— BEGIN —

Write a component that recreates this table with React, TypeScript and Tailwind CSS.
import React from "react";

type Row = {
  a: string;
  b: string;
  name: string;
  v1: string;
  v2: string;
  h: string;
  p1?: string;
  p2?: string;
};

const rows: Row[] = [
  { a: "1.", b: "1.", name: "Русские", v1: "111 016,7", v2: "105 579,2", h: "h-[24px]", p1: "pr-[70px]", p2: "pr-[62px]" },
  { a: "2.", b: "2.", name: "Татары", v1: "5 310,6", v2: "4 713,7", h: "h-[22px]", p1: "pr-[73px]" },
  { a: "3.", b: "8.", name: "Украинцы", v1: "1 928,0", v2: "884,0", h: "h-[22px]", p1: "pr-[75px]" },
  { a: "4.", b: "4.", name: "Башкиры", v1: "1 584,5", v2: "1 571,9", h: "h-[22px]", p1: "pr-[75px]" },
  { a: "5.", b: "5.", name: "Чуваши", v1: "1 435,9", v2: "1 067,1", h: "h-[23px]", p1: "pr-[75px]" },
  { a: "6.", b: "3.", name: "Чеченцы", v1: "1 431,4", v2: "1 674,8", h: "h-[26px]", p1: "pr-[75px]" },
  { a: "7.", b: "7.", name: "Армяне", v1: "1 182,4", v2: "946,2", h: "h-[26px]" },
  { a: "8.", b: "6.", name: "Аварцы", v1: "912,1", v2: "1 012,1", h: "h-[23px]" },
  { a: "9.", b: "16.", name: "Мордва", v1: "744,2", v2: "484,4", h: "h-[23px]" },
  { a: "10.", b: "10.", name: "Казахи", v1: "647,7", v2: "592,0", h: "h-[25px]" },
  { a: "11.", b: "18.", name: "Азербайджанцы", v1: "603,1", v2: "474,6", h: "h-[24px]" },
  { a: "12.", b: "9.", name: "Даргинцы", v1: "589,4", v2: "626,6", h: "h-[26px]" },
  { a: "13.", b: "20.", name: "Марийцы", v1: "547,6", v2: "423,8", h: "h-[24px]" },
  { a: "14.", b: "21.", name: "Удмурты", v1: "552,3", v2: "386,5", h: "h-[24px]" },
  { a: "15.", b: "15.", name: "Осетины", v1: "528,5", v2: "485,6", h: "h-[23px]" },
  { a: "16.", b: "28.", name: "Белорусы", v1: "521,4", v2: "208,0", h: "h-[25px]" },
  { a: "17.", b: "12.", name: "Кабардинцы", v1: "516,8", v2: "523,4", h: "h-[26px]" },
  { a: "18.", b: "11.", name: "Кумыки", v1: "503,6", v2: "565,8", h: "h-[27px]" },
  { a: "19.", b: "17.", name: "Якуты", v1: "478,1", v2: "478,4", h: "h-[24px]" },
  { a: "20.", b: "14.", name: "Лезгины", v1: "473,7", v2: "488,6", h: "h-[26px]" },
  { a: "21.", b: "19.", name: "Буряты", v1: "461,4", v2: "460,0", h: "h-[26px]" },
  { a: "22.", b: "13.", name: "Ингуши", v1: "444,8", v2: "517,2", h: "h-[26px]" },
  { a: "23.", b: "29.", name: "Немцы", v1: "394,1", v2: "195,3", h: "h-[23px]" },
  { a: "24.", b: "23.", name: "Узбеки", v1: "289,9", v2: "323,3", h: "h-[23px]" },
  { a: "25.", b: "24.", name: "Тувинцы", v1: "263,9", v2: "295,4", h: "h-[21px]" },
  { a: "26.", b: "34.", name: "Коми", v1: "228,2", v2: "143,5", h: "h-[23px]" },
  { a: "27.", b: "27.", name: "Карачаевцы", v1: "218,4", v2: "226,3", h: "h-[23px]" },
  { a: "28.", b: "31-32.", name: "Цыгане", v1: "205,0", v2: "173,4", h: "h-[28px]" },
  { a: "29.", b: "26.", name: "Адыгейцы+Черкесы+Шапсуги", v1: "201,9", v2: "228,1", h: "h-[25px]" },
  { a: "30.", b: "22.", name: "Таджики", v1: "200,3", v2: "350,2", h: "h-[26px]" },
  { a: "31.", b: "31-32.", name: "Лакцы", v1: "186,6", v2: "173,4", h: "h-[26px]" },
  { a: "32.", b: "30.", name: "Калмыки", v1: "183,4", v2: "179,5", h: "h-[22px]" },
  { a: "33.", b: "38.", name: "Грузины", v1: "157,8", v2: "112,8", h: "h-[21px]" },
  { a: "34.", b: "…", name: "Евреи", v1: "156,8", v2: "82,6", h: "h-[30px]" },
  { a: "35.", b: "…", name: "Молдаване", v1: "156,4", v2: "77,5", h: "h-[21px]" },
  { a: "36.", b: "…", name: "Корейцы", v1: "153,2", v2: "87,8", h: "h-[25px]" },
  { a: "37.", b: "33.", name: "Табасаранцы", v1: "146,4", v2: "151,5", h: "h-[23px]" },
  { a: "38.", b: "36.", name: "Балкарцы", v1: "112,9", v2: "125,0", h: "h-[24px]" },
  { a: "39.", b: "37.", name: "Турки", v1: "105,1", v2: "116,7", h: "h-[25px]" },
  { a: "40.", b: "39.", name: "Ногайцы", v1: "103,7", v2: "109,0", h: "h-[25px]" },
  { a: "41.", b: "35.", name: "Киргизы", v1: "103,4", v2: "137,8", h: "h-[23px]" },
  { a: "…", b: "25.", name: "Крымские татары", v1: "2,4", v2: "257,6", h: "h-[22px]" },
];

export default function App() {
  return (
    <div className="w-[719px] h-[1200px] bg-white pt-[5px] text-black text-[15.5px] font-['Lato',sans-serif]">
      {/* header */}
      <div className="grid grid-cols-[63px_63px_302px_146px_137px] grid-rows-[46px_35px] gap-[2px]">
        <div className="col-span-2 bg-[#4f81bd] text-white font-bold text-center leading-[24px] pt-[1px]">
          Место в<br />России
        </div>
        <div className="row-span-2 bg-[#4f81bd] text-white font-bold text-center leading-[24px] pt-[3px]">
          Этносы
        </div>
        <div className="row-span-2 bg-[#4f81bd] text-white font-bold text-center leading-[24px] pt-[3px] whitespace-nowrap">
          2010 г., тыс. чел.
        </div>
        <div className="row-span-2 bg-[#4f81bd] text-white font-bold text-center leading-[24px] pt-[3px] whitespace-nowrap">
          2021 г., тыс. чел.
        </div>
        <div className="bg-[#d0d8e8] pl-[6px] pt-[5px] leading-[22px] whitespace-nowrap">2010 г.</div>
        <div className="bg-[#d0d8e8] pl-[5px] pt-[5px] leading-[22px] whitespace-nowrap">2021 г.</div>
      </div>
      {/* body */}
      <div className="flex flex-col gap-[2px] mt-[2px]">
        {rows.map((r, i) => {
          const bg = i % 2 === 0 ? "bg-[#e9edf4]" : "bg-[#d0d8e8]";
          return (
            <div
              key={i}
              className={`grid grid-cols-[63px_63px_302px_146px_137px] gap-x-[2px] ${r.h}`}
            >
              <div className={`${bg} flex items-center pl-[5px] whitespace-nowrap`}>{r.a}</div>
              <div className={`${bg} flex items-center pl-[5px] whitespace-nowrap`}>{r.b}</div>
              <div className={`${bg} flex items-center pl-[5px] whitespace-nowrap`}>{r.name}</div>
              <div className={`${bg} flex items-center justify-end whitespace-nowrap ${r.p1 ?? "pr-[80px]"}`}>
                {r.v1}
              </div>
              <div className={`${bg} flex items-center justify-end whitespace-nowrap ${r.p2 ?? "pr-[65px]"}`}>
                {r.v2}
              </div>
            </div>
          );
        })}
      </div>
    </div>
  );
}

— END —

§ Work instructions: Can you reproduce all the material exactly?

§ Solution below:
Write a component that recreates this table with React, TypeScript and Tailwind CSS.
import React from "react";

type Row = {
  a: string;
  b: string;
  name: string;
  v1: string;
  v2: string;
  h: string;
  p1?: string;
  p2?: string;
};

const rows: Row[] = [
  { a: "1.", b: "1.", name: "Русские", v1: "111 016,7", v2: "105 579,2", h: "h-[24px]", p1: "pr-[70px]", p2: "pr-[62px]" },
  { a: "2.", b: "2.", name: "Татары", v1: "5 310,6", v2: "4 713,7", h: "h-[22px]", p1: "pr-[73px]" },
  { a: "3.", b: "8.", name: "Украинцы", v1: "1 928,0", v2: "884,0", h: "h-[22px]", p1: "pr-[75px]" },
  { a: "4.", b: "4.", name: "Башкиры", v1: "1 584,5", v2: "1 571,9", h: "h-[22px]", p1: "pr-[75px]" },
  { a: "5.", b: "5.", name: "Чуваши", v1: "1 435,9", v2: "1 067,1", h: "h-[23px]", p1: "pr-[75px]" },
  { a: "6.", b: "3.", name: "Чеченцы", v1: "1 431,4", v2: "1 674,8", h: "h-[26px]", p1: "pr-[75px]" },
  { a: "7.", b: "7.", name: "Армяне", v1: "1 182,4", v2: "946,2", h: "h-[26px]" },
  { a: "8.", b: "6.", name: "Аварцы", v1: "912,1", v2: "1 012,1", h: "h-[23px]" },
  { a: "9.", b: "16.", name: "Мордва", v1: "744,2", v2: "484,4", h: "h-[23px]" },
  { a: "10.", b: "10.", name: "Казахи", v1: "647,7", v2: "592,0", h: "h-[25px]" },
  { a: "11.", b: "18.", name: "Азербайджанцы", v1: "603,1", v2: "474,6", h: "h-[24px]" },
  { a: "12.", b: "9.", name: "Даргинцы", v1: "589,4", v2: "626,6", h: "h-[26px]" },
  { a: "13.", b: "20.", name: "Марийцы", v1: "547,6", v2: "423,8", h: "h-[24px]" },
  { a: "14.", b: "21.", name: "Удмурты", v1: "552,3", v2: "386,5", h: "h-[24px]" },
  { a: "15.", b: "15.", name: "Осетины", v1: "528,5", v2: "485,6", h: "h-[23px]" },
  { a: "16.", b: "28.", name: "Белорусы", v1: "521,4", v2: "208,0", h: "h-[25px]" },
  { a: "17.", b: "12.", name: "Кабардинцы", v1: "516,8", v2: "523,4", h: "h-[26px]" },
  { a: "18.", b: "11.", name: "Кумыки", v1: "503,6", v2: "565,8", h: "h-[27px]" },
  { a: "19.", b: "17.", name: "Якуты", v1: "478,1", v2: "478,4", h: "h-[24px]" },
  { a: "20.", b: "14.", name: "Лезгины", v1: "473,7", v2: "488,6", h: "h-[26px]" },
  { a: "21.", b: "19.", name: "Буряты", v1: "461,4", v2: "460,0", h: "h-[26px]" },
  { a: "22.", b: "13.", name: "Ингуши", v1: "444,8", v2: "517,2", h: "h-[26px]" },
  { a: "23.", b: "29.", name: "Немцы", v1: "394,1", v2: "195,3", h: "h-[23px]" },
  { a: "24.", b: "23.", name: "Узбеки", v1: "289,9", v2: "323,3", h: "h-[23px]" },
  { a: "25.", b: "24.", name: "Тувинцы", v1: "263,9", v2: "295,4", h: "h-[21px]" },
  { a: "26.", b: "34.", name: "Коми", v1: "228,2", v2: "143,5", h: "h-[23px]" },
  { a: "27.", b: "27.", name: "Карачаевцы", v1: "218,4", v2: "226,3", h: "h-[23px]" },
  { a: "28.", b: "31-32.", name: "Цыгане", v1: "205,0", v2: "173,4", h: "h-[28px]" },
  { a: "29.", b: "26.", name: "Адыгейцы+Черкесы+Шапсуги", v1: "201,9", v2: "228,1", h: "h-[25px]" },
  { a: "30.", b: "22.", name: "Таджики", v1: "200,3", v2: "350,2", h: "h-[26px]" },
  { a: "31.", b: "31-32.", name: "Лакцы", v1: "186,6", v2: "173,4", h: "h-[26px]" },
  { a: "32.", b: "30.", name: "Калмыки", v1: "183,4", v2: "179,5", h: "h-[22px]" },
  { a: "33.", b: "38.", name: "Грузины", v1: "157,8", v2: "112,8", h: "h-[21px]" },
  { a: "34.", b: "…", name: "Евреи", v1: "156,8", v2: "82,6", h: "h-[30px]" },
  { a: "35.", b: "…", name: "Молдаване", v1: "156,4", v2: "77,5", h: "h-[21px]" },
  { a: "36.", b: "…", name: "Корейцы", v1: "153,2", v2: "87,8", h: "h-[25px]" },
  { a: "37.", b: "33.", name: "Табасаранцы", v1: "146,4", v2: "151,5", h: "h-[23px]" },
  { a: "38.", b: "36.", name: "Балкарцы", v1: "112,9", v2: "125,0", h: "h-[24px]" },
  { a: "39.", b: "37.", name: "Турки", v1: "105,1", v2: "116,7", h: "h-[25px]" },
  { a: "40.", b: "39.", name: "Ногайцы", v1: "103,7", v2: "109,0", h: "h-[25px]" },
  { a: "41.", b: "35.", name: "Киргизы", v1: "103,4", v2: "137,8", h: "h-[23px]" },
  { a: "…", b: "25.", name: "Крымские татары", v1: "2,4", v2: "257,6", h: "h-[22px]" },
];

export default function App() {
  return (
    <div className="w-[719px] h-[1200px] bg-white pt-[5px] text-black text-[15.5px] font-['Lato',sans-serif]">
      {/* header */}
      <div className="grid grid-cols-[63px_63px_302px_146px_137px] grid-rows-[46px_35px] gap-[2px]">
        <div className="col-span-2 bg-[#4f81bd] text-white font-bold text-center leading-[24px] pt-[1px]">
          Место в<br />России
        </div>
        <div className="row-span-2 bg-[#4f81bd] text-white font-bold text-center leading-[24px] pt-[3px]">
          Этносы
        </div>
        <div className="row-span-2 bg-[#4f81bd] text-white font-bold text-center leading-[24px] pt-[3px] whitespace-nowrap">
          2010 г., тыс. чел.
        </div>
        <div className="row-span-2 bg-[#4f81bd] text-white font-bold text-center leading-[24px] pt-[3px] whitespace-nowrap">
          2021 г., тыс. чел.
        </div>
        <div className="bg-[#d0d8e8] pl-[6px] pt-[5px] leading-[22px] whitespace-nowrap">2010 г.</div>
        <div className="bg-[#d0d8e8] pl-[5px] pt-[5px] leading-[22px] whitespace-nowrap">2021 г.</div>
      </div>
      {/* body */}
      <div className="flex flex-col gap-[2px] mt-[2px]">
        {rows.map((r, i) => {
          const bg = i % 2 === 0 ? "bg-[#e9edf4]" : "bg-[#d0d8e8]";
          return (
            <div
              key={i}
              className={`grid grid-cols-[63px_63px_302px_146px_137px] gap-x-[2px] ${r.h}`}
            >
              <div className={`${bg} flex items-center pl-[5px] whitespace-nowrap`}>{r.a}</div>
              <div className={`${bg} flex items-center pl-[5px] whitespace-nowrap`}>{r.b}</div>
              <div className={`${bg} flex items-center pl-[5px] whitespace-nowrap`}>{r.name}</div>
              <div className={`${bg} flex items-center justify-end whitespace-nowrap ${r.p1 ?? "pr-[80px]"}`}>
                {r.v1}
              </div>
              <div className={`${bg} flex items-center justify-end whitespace-nowrap ${r.p2 ?? "pr-[65px]"}`}>
                {r.v2}
              </div>
            </div>
          );
        })}
      </div>
    </div>
  );
}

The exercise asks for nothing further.